Directions:
Print the listing below exactly.

++++ Dataset content ++++

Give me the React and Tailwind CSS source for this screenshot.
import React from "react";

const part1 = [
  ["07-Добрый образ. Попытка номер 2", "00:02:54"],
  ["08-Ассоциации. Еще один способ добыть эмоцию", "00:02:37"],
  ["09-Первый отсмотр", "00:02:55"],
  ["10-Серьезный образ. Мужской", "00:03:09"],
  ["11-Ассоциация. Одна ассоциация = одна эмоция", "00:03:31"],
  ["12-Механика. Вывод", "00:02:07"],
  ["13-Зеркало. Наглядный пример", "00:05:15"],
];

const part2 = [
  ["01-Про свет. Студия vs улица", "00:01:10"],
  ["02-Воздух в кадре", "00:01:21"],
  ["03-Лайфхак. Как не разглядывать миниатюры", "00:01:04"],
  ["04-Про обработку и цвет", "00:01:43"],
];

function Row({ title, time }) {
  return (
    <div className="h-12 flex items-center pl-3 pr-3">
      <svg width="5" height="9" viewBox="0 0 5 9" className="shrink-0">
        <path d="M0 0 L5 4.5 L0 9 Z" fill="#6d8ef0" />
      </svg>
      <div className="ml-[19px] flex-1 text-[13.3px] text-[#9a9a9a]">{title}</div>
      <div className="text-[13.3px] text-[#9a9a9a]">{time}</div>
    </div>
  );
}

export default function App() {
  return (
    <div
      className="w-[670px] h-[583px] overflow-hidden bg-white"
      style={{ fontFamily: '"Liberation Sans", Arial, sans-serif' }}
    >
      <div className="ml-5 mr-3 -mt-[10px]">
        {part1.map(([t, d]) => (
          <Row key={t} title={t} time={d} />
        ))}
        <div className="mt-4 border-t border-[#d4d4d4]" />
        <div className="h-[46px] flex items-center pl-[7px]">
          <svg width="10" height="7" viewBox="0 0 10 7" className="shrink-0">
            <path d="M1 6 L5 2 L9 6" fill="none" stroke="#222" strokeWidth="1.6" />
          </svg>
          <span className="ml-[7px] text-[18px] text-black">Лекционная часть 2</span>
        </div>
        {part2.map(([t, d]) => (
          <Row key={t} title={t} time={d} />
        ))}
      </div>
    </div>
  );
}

++++

Complete output:
Give me the React and Tailwind CSS source for this screenshot.
import React from "react";

const part1 = [
  ["07-Добрый образ. Попытка номер 2", "00:02:54"],
  ["08-Ассоциации. Еще один способ добыть эмоцию", "00:02:37"],
  ["09-Первый отсмотр", "00:02:55"],
  ["10-Серьезный образ. Мужской", "00:03:09"],
  ["11-Ассоциация. Одна ассоциация = одна эмоция", "00:03:31"],
  ["12-Механика. Вывод", "00:02:07"],
  ["13-Зеркало. Наглядный пример", "00:05:15"],
];

const part2 = [
  ["01-Про свет. Студия vs улица", "00:01:10"],
  ["02-Воздух в кадре", "00:01:21"],
  ["03-Лайфхак. Как не разглядывать миниатюры", "00:01:04"],
  ["04-Про обработку и цвет", "00:01:43"],
];

function Row({ title, time }) {
  return (
    <div className="h-12 flex items-center pl-3 pr-3">
      <svg width="5" height="9" viewBox="0 0 5 9" className="shrink-0">
        <path d="M0 0 L5 4.5 L0 9 Z" fill="#6d8ef0" />
      </svg>
      <div className="ml-[19px] flex-1 text-[13.3px] text-[#9a9a9a]">{title}</div>
      <div className="text-[13.3px] text-[#9a9a9a]">{time}</div>
    </div>
  );
}

export default function App() {
  return (
    <div
      className="w-[670px] h-[583px] overflow-hidden bg-white"
      style={{ fontFamily: '"Liberation Sans", Arial, sans-serif' }}
    >
      <div className="ml-5 mr-3 -mt-[10px]">
        {part1.map(([t, d]) => (
          <Row key={t} title={t} time={d} />
        ))}
        <div className="mt-4 border-t border-[#d4d4d4]" />
        <div className="h-[46px] flex items-center pl-[7px]">
          <svg width="10" height="7" viewBox="0 0 10 7" className="shrink-0">
            <path d="M1 6 L5 2 L9 6" fill="none" stroke="#222" strokeWidth="1.6" />
          </svg>
          <span className="ml-[7px] text-[18px] text-black">Лекционная часть 2</span>
        </div>
        {part2.map(([t, d]) => (
          <Row key={t} title={t} time={d} />
        ))}
      </div>
    </div>
  );
}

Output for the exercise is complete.